◆ Prompt:
Pull every line containing "index" out of the material below.

◆ Dataset extract:
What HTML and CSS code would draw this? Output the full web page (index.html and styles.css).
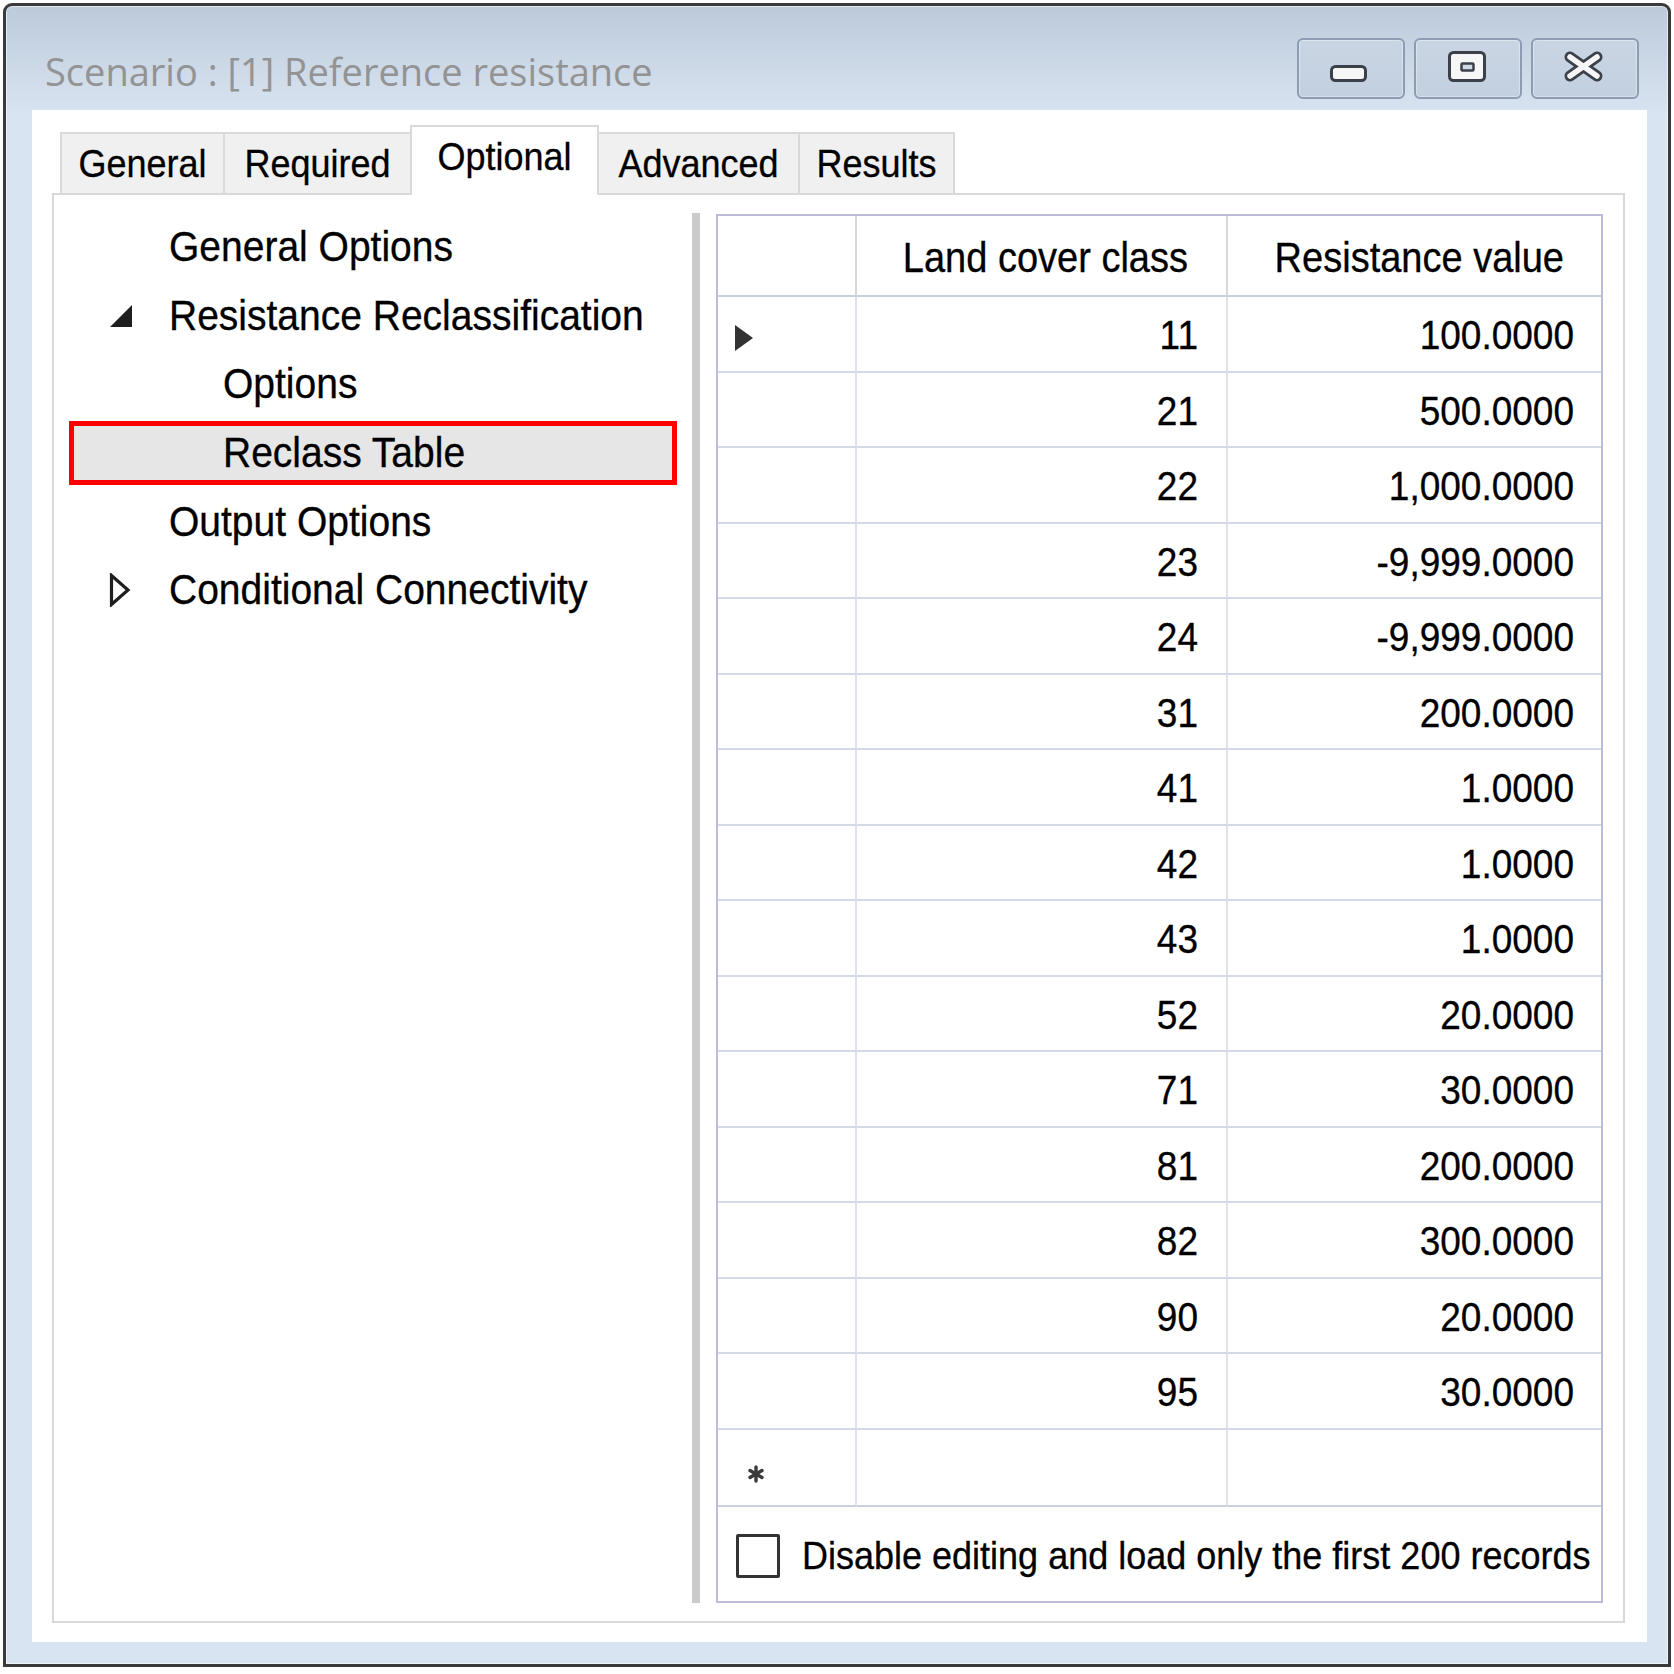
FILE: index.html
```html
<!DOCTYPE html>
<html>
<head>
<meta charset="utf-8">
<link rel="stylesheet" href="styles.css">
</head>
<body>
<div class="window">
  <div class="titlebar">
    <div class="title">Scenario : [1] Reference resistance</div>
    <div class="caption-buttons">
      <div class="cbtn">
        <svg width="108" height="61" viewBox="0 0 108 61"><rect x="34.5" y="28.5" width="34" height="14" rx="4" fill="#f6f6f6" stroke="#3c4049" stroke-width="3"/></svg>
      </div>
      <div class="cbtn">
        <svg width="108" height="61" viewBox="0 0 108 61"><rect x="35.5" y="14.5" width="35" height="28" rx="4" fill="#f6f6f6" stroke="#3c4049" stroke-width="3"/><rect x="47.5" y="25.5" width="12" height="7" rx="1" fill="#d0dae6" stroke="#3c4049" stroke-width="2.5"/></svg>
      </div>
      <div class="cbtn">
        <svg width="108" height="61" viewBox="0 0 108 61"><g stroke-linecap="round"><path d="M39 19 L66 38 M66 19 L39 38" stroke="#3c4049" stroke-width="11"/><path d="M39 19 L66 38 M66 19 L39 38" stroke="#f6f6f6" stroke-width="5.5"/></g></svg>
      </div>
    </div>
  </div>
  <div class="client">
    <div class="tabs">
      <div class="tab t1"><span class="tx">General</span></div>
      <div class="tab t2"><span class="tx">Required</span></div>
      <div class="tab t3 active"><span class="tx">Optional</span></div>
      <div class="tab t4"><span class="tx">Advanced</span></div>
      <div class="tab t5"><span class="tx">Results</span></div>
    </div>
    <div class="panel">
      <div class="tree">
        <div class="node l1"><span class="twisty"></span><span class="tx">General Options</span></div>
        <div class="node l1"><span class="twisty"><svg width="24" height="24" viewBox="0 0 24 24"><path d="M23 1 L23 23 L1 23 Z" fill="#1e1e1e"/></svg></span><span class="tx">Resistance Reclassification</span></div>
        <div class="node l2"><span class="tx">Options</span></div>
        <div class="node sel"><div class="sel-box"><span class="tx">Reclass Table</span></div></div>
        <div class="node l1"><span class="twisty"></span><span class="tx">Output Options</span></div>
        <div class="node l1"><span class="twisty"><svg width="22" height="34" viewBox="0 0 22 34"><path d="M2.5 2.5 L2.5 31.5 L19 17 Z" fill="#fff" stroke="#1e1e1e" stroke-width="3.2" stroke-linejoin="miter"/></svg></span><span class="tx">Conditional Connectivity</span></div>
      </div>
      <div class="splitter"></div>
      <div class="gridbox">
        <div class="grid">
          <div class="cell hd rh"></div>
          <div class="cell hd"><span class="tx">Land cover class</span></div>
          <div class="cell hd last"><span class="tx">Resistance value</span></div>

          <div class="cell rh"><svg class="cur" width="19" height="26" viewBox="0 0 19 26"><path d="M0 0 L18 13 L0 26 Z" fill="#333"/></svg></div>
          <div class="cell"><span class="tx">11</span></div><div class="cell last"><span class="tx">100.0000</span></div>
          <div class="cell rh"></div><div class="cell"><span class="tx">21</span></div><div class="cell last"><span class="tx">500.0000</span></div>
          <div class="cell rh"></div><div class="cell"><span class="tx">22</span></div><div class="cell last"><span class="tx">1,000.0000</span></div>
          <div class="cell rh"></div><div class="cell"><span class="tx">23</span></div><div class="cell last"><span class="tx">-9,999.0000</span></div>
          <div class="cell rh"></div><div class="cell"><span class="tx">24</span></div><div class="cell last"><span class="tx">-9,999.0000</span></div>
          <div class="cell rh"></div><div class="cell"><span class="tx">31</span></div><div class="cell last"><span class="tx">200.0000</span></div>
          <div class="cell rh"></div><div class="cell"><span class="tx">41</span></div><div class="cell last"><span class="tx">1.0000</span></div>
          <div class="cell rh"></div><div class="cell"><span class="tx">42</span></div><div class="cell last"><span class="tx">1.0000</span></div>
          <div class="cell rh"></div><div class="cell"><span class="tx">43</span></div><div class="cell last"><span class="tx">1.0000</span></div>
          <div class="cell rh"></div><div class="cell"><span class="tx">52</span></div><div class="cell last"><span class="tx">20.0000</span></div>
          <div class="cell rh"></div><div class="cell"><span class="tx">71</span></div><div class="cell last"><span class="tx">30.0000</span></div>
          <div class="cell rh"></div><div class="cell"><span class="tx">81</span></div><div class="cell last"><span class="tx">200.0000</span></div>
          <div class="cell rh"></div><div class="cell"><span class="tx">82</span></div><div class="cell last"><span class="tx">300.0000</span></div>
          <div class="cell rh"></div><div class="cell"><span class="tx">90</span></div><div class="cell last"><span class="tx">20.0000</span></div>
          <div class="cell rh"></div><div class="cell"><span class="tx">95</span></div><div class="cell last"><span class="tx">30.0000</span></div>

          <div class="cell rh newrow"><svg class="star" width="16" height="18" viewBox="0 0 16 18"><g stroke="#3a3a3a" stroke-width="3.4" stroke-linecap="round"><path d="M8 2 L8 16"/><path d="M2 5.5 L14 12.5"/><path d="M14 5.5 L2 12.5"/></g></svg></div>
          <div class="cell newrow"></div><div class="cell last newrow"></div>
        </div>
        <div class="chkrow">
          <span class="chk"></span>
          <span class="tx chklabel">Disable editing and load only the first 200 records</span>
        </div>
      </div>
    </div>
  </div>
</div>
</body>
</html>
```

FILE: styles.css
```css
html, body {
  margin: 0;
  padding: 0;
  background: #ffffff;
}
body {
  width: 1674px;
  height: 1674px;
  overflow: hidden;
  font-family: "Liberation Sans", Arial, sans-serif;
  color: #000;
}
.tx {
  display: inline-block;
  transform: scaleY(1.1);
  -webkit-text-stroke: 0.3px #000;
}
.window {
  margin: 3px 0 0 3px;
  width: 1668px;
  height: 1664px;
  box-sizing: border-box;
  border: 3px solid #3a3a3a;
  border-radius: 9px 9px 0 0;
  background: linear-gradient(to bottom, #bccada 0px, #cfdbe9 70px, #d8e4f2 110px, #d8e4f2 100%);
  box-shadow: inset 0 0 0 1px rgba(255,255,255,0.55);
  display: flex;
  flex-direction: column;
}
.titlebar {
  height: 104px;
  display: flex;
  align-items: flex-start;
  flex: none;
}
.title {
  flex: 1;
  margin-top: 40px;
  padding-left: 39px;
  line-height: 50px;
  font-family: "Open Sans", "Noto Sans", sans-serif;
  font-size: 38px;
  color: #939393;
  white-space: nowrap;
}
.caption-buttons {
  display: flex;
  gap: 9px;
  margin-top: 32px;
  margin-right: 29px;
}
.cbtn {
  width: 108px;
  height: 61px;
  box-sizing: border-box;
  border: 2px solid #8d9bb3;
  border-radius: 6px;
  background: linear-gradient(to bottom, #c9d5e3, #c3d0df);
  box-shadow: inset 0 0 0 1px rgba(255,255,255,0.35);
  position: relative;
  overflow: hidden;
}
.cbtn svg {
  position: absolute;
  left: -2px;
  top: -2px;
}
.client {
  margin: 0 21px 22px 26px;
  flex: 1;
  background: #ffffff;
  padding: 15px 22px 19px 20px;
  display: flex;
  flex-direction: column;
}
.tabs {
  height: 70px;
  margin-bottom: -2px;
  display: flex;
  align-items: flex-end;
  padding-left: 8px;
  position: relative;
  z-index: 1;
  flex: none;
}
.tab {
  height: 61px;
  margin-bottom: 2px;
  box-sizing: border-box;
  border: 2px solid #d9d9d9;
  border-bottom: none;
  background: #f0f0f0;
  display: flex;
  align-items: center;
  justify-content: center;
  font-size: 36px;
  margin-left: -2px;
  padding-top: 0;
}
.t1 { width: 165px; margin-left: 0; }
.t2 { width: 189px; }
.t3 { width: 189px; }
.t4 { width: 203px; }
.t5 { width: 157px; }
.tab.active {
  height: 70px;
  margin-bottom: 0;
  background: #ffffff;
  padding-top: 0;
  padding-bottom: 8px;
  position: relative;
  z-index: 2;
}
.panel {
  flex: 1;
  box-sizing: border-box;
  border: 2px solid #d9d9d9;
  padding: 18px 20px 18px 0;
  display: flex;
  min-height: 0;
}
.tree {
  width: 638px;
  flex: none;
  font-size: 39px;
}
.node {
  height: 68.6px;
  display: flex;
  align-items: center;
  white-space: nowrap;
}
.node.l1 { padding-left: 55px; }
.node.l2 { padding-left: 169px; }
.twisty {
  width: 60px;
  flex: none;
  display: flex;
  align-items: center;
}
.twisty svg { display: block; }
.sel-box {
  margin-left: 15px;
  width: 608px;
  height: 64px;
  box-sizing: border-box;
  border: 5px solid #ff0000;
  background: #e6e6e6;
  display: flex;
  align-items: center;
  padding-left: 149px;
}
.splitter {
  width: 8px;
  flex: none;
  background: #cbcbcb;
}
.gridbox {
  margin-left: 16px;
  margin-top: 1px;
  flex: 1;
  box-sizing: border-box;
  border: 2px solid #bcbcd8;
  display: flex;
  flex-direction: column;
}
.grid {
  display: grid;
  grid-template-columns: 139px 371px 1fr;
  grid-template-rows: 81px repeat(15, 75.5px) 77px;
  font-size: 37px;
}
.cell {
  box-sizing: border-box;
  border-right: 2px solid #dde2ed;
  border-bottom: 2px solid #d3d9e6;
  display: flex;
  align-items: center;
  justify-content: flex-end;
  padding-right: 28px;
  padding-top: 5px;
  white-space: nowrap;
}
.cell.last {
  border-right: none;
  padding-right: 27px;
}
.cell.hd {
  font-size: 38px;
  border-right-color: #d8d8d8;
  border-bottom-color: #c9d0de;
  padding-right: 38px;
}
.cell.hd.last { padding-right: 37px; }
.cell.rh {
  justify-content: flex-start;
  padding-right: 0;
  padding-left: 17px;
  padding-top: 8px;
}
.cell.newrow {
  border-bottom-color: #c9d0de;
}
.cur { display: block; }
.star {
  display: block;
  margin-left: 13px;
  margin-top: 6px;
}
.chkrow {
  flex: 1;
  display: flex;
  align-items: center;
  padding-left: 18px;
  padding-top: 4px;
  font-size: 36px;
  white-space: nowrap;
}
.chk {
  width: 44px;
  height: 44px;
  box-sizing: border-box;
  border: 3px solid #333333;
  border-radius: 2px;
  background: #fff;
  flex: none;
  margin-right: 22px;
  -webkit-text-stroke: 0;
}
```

◆ Exercise result:
What HTML and CSS code would draw this? Output the full web page (index.html and styles.css).
FILE: index.html
  z-index: 1;
  z-index: 2;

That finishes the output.